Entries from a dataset
++++

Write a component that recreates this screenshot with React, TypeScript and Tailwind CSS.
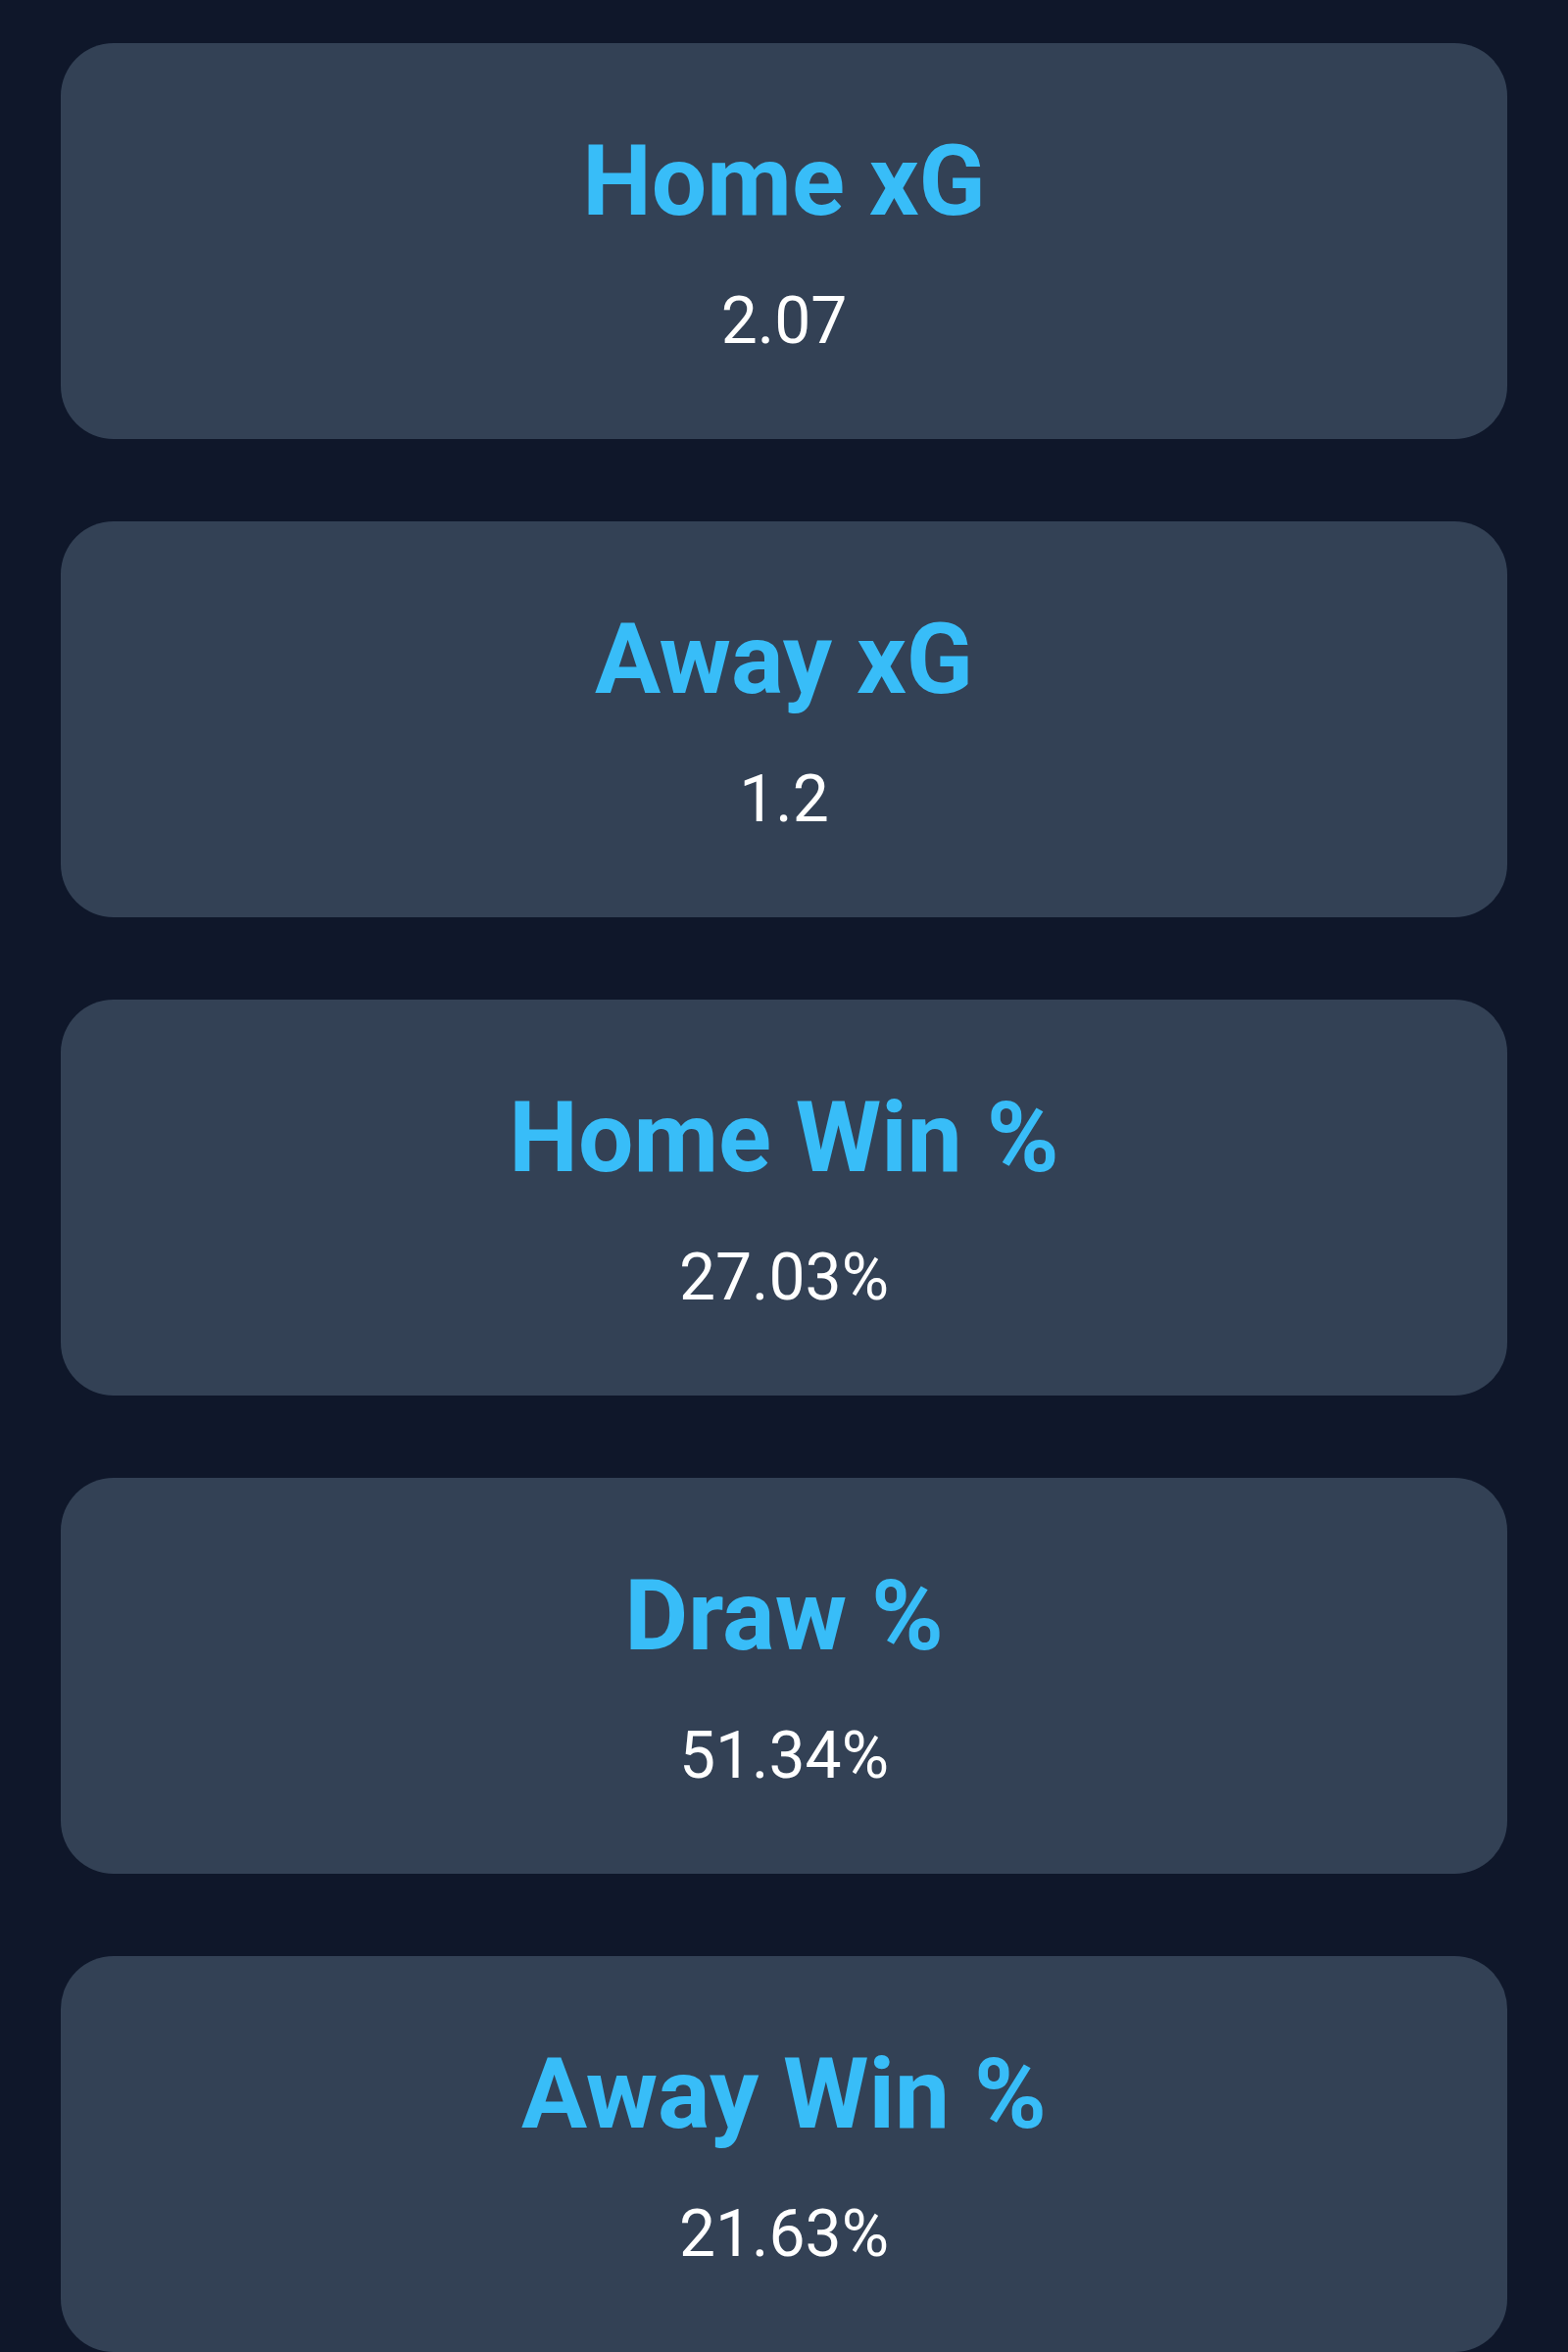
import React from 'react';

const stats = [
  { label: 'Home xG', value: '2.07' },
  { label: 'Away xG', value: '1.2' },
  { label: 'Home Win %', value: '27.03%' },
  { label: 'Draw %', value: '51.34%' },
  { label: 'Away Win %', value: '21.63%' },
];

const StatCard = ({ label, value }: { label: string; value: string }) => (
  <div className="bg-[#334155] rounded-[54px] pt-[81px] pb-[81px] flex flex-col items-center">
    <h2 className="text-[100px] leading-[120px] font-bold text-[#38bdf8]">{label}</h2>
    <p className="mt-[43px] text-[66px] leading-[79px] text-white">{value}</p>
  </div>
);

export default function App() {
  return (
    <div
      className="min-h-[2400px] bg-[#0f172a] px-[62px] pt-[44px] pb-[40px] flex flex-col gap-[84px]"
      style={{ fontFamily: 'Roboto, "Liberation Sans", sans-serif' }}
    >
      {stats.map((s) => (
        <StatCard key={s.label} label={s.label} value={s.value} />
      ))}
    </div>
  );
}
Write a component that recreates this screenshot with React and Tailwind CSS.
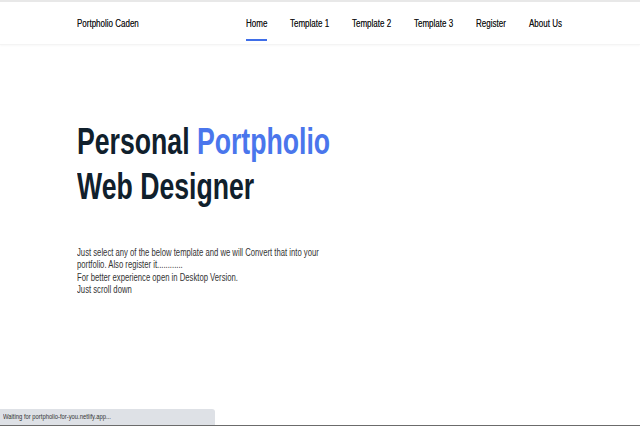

++++

◆ **TASK DIRECTIONS**
Of the lines in the entries above, how many include "with"? Only the number should be given.

◆ **REPLY TO THE TASK**
2